## What is expected
Search the material for the word "index" and copy each line that holds it.

* begin Provided data *

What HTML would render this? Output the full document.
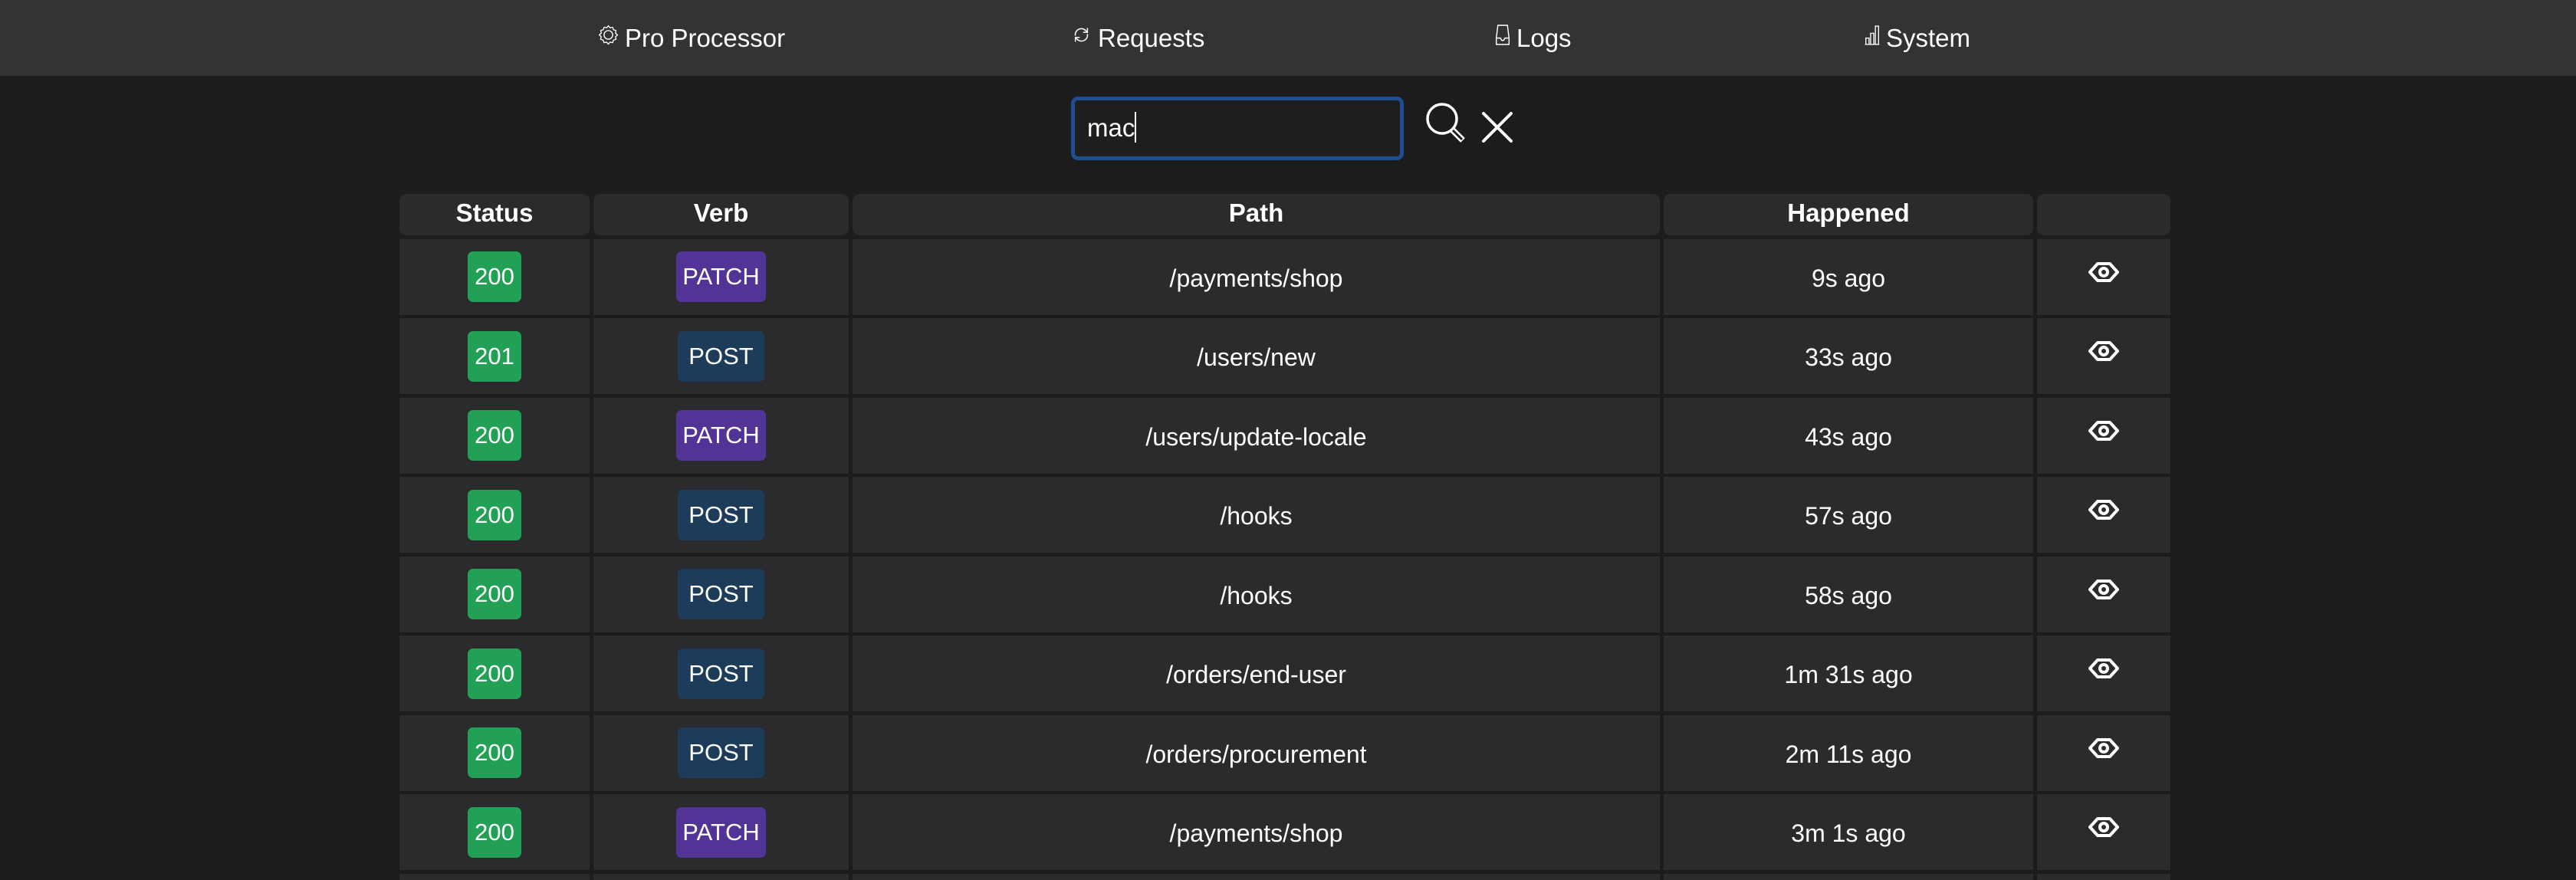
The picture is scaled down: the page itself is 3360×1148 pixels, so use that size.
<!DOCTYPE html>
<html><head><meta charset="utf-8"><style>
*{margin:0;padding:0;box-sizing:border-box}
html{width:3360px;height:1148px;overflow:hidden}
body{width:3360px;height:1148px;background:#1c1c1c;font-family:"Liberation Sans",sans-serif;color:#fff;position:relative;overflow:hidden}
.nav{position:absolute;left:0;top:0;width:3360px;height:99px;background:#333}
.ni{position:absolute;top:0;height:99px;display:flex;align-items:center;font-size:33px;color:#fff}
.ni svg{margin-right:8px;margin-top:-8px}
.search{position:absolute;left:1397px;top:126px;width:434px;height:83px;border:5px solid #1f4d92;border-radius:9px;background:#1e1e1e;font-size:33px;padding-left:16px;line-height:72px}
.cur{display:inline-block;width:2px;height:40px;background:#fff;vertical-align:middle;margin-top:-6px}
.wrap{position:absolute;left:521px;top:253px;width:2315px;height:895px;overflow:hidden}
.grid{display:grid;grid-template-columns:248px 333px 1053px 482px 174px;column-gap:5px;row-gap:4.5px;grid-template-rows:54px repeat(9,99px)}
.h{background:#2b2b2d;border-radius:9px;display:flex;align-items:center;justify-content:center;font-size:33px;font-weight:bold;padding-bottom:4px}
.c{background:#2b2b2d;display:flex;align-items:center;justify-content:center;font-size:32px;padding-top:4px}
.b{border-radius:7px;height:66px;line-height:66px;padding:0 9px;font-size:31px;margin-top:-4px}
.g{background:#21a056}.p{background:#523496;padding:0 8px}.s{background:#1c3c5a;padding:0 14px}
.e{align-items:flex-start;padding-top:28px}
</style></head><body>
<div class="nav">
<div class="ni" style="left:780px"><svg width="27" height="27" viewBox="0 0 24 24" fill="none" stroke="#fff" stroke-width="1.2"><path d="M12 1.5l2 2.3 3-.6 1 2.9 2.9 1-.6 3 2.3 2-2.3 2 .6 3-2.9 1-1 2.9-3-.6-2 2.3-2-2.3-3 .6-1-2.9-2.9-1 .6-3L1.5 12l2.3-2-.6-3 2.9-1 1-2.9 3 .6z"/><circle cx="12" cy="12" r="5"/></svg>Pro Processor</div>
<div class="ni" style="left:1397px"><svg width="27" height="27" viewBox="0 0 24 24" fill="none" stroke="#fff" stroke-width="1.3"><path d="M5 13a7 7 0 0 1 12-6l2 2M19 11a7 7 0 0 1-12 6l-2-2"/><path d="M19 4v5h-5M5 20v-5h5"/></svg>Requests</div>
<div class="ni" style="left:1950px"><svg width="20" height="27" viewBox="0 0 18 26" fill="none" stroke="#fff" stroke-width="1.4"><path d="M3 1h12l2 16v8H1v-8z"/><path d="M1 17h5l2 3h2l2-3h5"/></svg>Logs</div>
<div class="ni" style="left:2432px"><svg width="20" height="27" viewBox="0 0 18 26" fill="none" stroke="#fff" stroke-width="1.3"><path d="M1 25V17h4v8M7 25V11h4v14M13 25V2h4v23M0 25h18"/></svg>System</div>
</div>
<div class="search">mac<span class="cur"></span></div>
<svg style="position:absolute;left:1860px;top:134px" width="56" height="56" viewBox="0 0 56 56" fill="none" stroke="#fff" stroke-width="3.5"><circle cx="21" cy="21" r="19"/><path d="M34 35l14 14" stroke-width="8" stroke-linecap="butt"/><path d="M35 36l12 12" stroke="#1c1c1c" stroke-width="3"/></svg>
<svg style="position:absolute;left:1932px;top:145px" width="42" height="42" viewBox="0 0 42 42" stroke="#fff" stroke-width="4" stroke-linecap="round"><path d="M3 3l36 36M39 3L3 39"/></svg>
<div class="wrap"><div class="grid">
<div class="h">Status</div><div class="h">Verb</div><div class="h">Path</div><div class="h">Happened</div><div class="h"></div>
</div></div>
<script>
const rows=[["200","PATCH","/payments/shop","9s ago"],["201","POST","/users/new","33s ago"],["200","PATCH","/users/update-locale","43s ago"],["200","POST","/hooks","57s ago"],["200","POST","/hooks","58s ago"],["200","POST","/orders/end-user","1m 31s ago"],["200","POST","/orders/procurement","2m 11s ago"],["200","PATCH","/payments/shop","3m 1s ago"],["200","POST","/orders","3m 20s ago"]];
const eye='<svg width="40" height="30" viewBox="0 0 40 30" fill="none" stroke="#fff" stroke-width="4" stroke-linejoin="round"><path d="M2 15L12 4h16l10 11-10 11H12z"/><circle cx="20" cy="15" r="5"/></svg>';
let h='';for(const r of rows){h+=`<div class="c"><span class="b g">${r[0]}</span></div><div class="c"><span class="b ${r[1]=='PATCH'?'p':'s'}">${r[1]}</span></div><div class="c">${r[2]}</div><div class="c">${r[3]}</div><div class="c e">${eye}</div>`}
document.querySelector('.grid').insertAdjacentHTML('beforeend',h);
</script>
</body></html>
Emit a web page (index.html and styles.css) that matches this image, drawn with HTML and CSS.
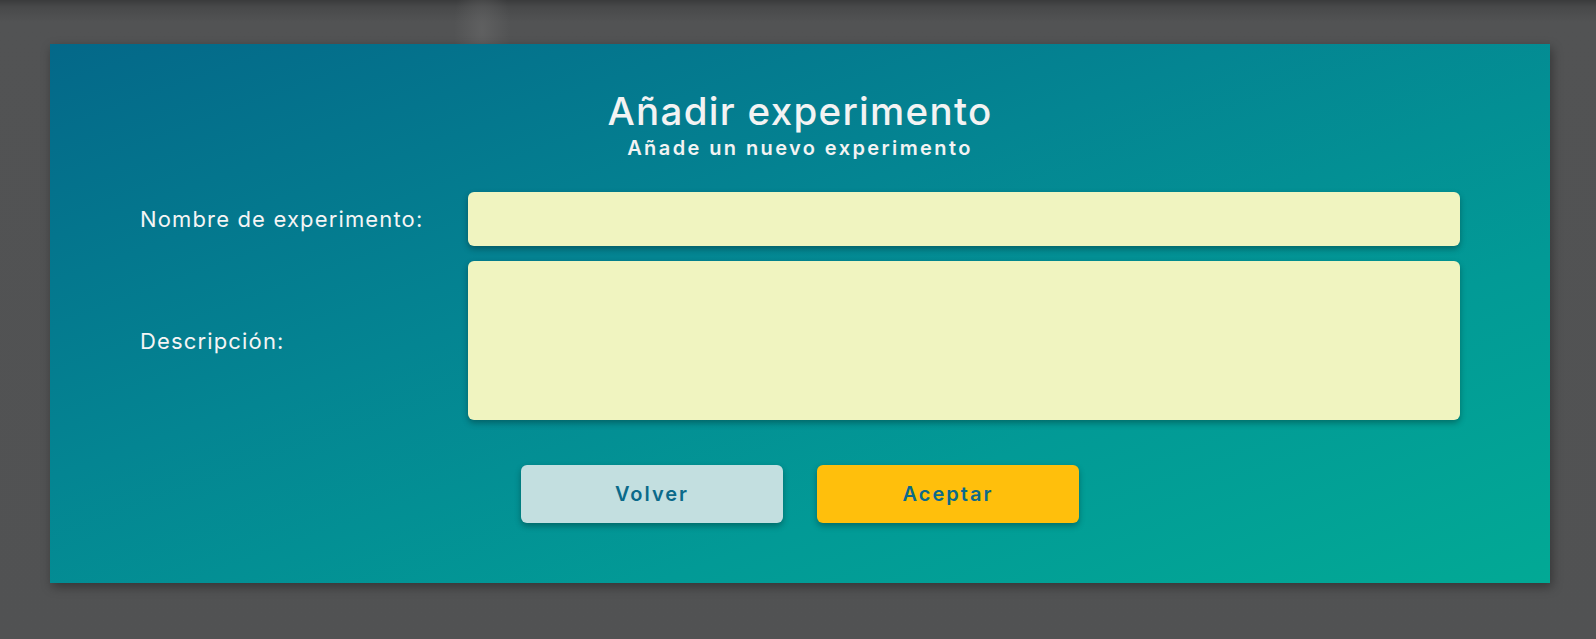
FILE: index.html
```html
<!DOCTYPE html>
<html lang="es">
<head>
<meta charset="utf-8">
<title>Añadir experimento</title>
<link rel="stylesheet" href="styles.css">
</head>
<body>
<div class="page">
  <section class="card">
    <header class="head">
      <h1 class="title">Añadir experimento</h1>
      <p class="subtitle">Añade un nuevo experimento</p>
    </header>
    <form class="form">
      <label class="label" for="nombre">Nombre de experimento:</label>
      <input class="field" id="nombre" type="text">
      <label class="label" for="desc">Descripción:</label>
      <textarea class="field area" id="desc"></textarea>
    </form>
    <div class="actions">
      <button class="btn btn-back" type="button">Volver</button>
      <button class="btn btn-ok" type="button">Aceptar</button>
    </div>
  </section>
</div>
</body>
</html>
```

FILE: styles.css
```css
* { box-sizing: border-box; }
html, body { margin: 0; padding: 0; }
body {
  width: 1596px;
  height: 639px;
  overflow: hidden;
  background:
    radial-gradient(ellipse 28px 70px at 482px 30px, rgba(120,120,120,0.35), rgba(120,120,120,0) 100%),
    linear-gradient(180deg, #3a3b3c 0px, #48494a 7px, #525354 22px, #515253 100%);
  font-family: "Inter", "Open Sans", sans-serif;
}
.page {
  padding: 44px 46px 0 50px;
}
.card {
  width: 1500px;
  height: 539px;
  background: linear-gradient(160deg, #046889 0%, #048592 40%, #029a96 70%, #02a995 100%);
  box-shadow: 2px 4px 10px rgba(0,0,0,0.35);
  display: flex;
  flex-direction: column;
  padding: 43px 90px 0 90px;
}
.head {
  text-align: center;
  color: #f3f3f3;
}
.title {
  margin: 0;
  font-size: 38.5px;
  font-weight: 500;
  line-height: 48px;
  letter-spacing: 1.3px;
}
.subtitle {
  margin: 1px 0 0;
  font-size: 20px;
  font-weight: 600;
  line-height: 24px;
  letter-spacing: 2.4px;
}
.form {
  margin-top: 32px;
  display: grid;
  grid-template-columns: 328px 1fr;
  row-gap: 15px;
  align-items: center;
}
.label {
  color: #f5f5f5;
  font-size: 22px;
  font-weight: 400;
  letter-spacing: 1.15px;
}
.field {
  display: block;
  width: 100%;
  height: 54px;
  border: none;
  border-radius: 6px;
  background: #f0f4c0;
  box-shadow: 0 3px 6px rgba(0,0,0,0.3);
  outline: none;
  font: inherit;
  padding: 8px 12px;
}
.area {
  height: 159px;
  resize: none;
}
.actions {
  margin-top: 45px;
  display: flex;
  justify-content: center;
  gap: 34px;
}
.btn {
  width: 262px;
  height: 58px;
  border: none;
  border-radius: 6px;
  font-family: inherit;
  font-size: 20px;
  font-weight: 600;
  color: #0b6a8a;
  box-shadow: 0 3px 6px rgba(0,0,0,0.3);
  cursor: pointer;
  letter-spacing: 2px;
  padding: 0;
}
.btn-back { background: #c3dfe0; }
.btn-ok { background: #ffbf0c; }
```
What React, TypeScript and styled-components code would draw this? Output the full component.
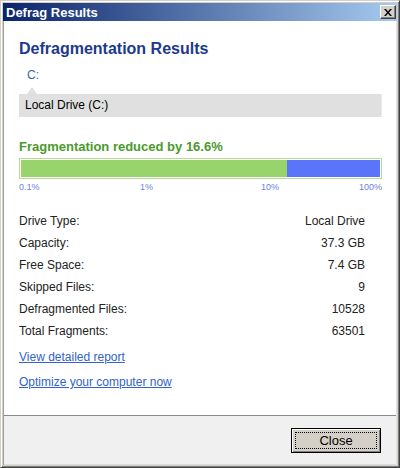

* end Provided data *

## Reply to the task
Emit a web page (index.html and styles.css) that matches this image, drawn with HTML and CSS.
FILE: index.html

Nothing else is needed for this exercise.